• [What to do]: From the listing below, pull each line that includes "index".
── Records for the exercise
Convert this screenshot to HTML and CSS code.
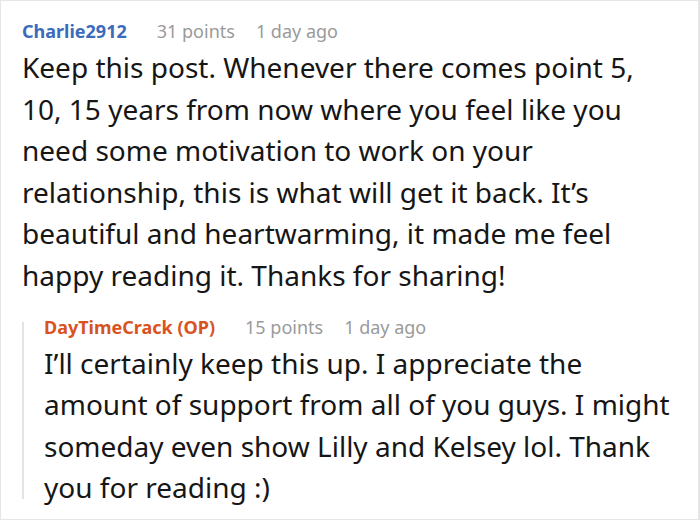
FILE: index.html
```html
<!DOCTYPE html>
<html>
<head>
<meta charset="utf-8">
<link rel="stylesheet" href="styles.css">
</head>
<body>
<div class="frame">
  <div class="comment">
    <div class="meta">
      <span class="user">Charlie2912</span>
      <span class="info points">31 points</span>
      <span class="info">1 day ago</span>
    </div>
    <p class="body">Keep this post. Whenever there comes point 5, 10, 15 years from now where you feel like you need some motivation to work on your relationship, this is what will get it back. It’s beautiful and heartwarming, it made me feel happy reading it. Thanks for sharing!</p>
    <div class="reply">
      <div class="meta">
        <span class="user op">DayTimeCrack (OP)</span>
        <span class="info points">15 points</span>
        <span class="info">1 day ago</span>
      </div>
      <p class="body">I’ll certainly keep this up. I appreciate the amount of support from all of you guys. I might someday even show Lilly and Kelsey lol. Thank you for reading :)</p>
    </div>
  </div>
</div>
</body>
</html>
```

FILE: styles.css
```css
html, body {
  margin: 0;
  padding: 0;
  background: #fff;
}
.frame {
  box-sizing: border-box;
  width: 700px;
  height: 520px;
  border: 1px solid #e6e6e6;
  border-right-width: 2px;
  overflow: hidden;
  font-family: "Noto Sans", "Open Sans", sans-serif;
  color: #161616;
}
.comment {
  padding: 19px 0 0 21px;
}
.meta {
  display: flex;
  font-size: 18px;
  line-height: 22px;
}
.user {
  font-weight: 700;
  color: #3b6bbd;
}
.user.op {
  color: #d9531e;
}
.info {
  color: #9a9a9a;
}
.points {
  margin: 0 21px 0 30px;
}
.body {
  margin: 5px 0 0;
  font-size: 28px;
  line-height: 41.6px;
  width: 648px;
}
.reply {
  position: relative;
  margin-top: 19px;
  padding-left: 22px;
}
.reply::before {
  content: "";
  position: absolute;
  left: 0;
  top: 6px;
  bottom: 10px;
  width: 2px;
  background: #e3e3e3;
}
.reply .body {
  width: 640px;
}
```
────
── Records for the exercise
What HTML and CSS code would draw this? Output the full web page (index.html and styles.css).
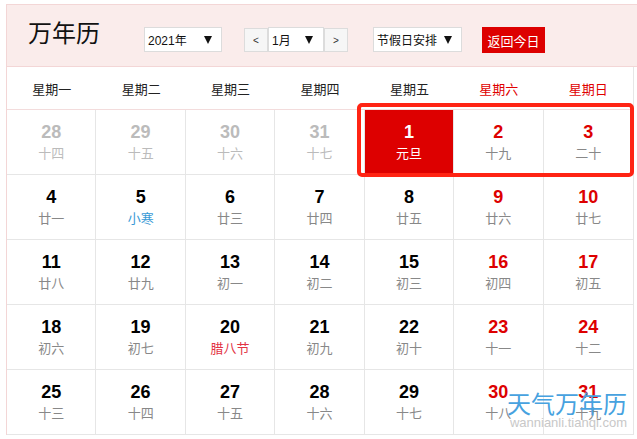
────
• [Solution below]:
FILE: index.html
What HTML and CSS code would draw this? Output the full web page (index.html and styles.css).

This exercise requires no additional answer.